20. Hukuk Dairesi Esas No: 2015/2537 Karar No: 2016/6312
Yargıtay 20. Hukuk Dairesi 2015/2537 Esas 2016/6312 Karar Sayılı İlamı
20. Hukuk Dairesi 2015/2537 E. , 2016/6312 K.
"İçtihat Metni"
MAHKEMESİ :Asliye Hukuk Mahkemesi
Taraflar arasındaki davanın yapılan duruşması sonunda kurulan hükmün Yargıtayca incelenmesi davalı ... vekili tarafından istenilmekle, süresinde olduğu anlaşılan temyiz dilekçesinin kabulüne karar verildikten sonra dosya incelendi, gereği düşünüldü:
K A R A R
Davacılar vekili, 04/10/2013 havale tarihli dava dilekçesi ile ... köyü 180 ada 26 (eski 745) parsel sayılı 8020 m2 yüzölçümlü taşınmazın, ... tarafından açılan ve 26/06/2006 tarihinde kesinleşen .... Asliye Hukuk Mahkemesinin 2004/1065-1648 sayılı kararı ile tapu kaydının iptaline ve orman niteliğiyle ... adına tesciline karar verildiğini, Türk Medenî Kanununun 1007. maddesinde, tapu sicilinin tutulmasından doğan zararlardan devletin sorumlu olduğunun düzenlendiğini belirterek, fazlaya ilişkin hakları saklı kalmak kaydı ile 10.000,00.-TL. maddi tazminatın tapunun iptaline karar verildiği tarihten itibaren işleyecek faizi ile birlikte davalıdan tahsiline karar verilmesini talep ve dava etmiş, daha sonra 07/07/2014 tarihli dilekçe ile harcını yatırmak suretiyle, dava değerini 593.683,20.-TL olarak ıslah etmiştir.
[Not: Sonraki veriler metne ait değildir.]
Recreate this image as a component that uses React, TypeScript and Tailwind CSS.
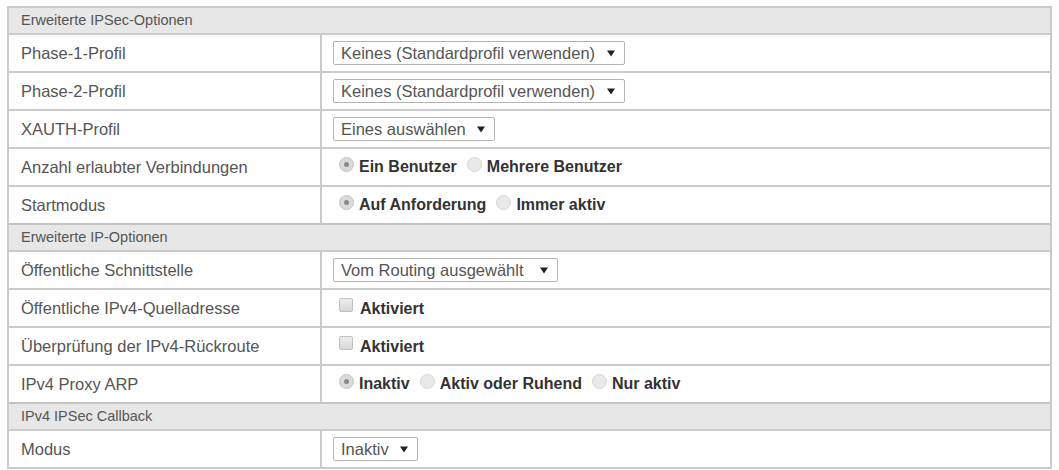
import React from 'react'

type Row =
  | { kind: 'header'; title: string }
  | { kind: 'select'; label: string; value: string; width: number }
  | { kind: 'radio'; label: string; options: string[]; checked: number }
  | { kind: 'check'; label: string; text: string }

const rows: Row[] = [
  { kind: 'header', title: 'Erweiterte IPSec-Optionen' },
  { kind: 'select', label: 'Phase-1-Profil', value: 'Keines (Standardprofil verwenden)', width: 292 },
  { kind: 'select', label: 'Phase-2-Profil', value: 'Keines (Standardprofil verwenden)', width: 292 },
  { kind: 'select', label: 'XAUTH-Profil', value: 'Eines auswählen', width: 162 },
  { kind: 'radio', label: 'Anzahl erlaubter Verbindungen', options: ['Ein Benutzer', 'Mehrere Benutzer'], checked: 0 },
  { kind: 'radio', label: 'Startmodus', options: ['Auf Anforderung', 'Immer aktiv'], checked: 0 },
  { kind: 'header', title: 'Erweiterte IP-Optionen' },
  { kind: 'select', label: 'Öffentliche Schnittstelle', value: 'Vom Routing ausgewählt', width: 225 },
  { kind: 'check', label: 'Öffentliche IPv4-Quelladresse', text: 'Aktiviert' },
  { kind: 'check', label: 'Überprüfung der IPv4-Rückroute', text: 'Aktiviert' },
  { kind: 'radio', label: 'IPv4 Proxy ARP', options: ['Inaktiv', 'Aktiv oder Ruhend', 'Nur aktiv'], checked: 0 },
  { kind: 'header', title: 'IPv4 IPSec Callback' },
  { kind: 'select', label: 'Modus', value: 'Inaktiv', width: 85 },
]

function FakeSelect({ value, width }: { value: string; width: number }) {
  return (
    <div
      className="flex h-[24px] items-center justify-between rounded-[2px] border border-[#b4b4b4] bg-white pl-[7px] pr-[9px] text-[16.5px] text-[#555]"
      style={{ width }}
    >
      <span className="leading-none">{value}</span>
      <svg width="8" height="7" viewBox="0 0 8 7">
        <path d="M0 0.5 H8 L4 6.5 Z" fill="#222" />
      </svg>
    </div>
  )
}

function Radio({ on }: { on: boolean }) {
  return on ? (
    <span className="flex h-[15px] w-[15px] -translate-y-[3px] items-center justify-center rounded-full border border-[#c4c4c4] bg-[#dadada]">
      <span className="h-[5px] w-[5px] rounded-full bg-[#8a8a8a]" />
    </span>
  ) : (
    <span className="h-[15px] w-[15px] -translate-y-[3px] rounded-full border border-[#d6d6d6] bg-[#e9e9e9]" />
  )
}

function Checkbox() {
  return (
    <span className="h-[14px] w-[14px] -translate-y-[3px] rounded-[2px] border border-[#c0c0c0] bg-gradient-to-b from-[#ececec] to-[#d8d8d8]" />
  )
}

function Value({ row }: { row: Row }) {
  if (row.kind === 'select') return <FakeSelect value={row.value} width={row.width} />
  if (row.kind === 'radio')
    return (
      <div className="flex items-center pl-[6px] text-[16px] font-bold text-[#333]">
        {row.options.map((o, i) => (
          <span key={o} className="mr-[10px] flex items-center gap-[5px]">
            <Radio on={i === row.checked} />
            <span>{o}</span>
          </span>
        ))}
      </div>
    )
  if (row.kind === 'check')
    return (
      <div className="flex items-center gap-[7px] pl-[6px] text-[16px] font-bold text-[#333]">
        <Checkbox />
        <span className="translate-y-[1px]">{row.text}</span>
      </div>
    )
  return null
}

export default function App() {
  return (
    <div className="h-[470px] w-[1059px] bg-white pl-[7px] pt-[6px]" style={{ fontFamily: '"Liberation Sans", Arial, sans-serif' }}>
      <div className="w-[1045px] border-2 border-[#cbcbcb]">
        {rows.map((row, i) =>
          row.kind === 'header' ? (
            <div
              key={i}
              className={`flex h-[25px] items-center bg-[#e7e7e7] pl-[12px] text-[14.5px] text-[#555] ${i > 0 ? 'box-content border-t-2 border-[#c4c4c4]' : ''}`}
            >
              {row.title}
            </div>
          ) : (
            <div key={i} className="box-content flex h-[36px] border-t-2 border-[#cbcbcb]">
              <div className="flex w-[311px] items-center pl-[12px] text-[16.5px] text-[#555]">{row.label}</div>
              <div className="flex flex-1 items-center border-l-2 border-[#cbcbcb] pl-[11px]">
                <Value row={row} />
              </div>
            </div>
          ),
        )}
      </div>
    </div>
  )
}
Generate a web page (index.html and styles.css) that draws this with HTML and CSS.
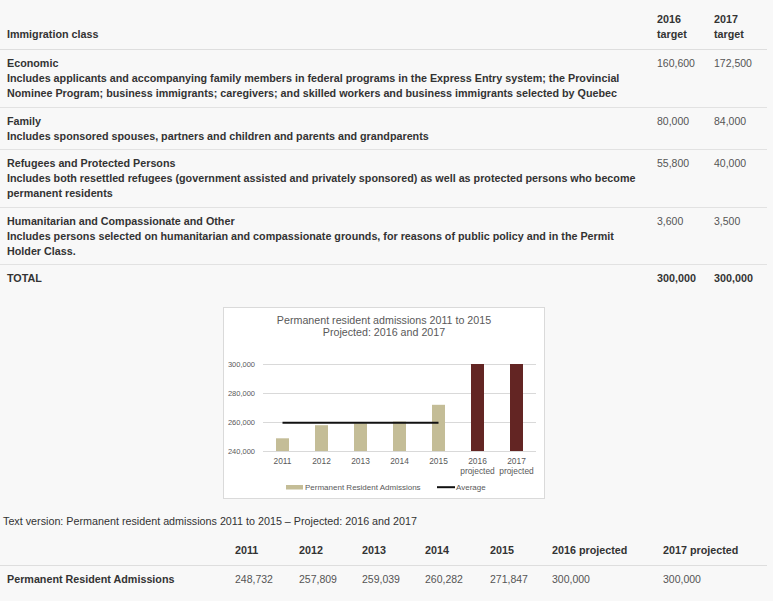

Mahkemece, davanın kabulü ile kısa kararda 574.312,20.-TL, gerekçeli kararda 593.683,20.-TL"nin dava tarihinden itibaren işleyecek yasal faizi ile birlikte davalı Hazineden alınarak, davacılara verilmesine, davalı harçtan muaf olduğundan harç alınmasına yer olmadığına, davacı tarafça yatırılan tüm harçların talep halinde davacıya iadesine karar verilmiş, hüküm davalı ... vekili tarafından temyiz edilmiştir. Dava dilekçesindeki açıklamaya göre dava, 4721 sayılı TMK"nın 1007. maddesine göre tazminat istemine ilişkindir. Çekişmeli taşınmazın bulunduğu yerde 1948 yılında 3116 sayılı Kanun hükümlerine göre kesinleşen orman kadastrosu vardır. Kısa karar ile gerekçeli kararın farklı olması, 10.04.1992 tarih 91/7-92/4 sayılı ... kararına göre mutlak bozma nedenidir. Bu nedenle; yazılı biçimde hüküm kurulması usûl ve kanuna aykırıdır. SONUÇ: Yukarıda açıklanan nedenlerle, davalı ... vekilinin temyiz itirazlarının kabulü ile hükmün BOZULMASINA, bozma nedenine göre diğer yönlerin bu aşamada incelenmesine yer olmadığına 06/06/2016 günü oy birliğiyle karar verildi.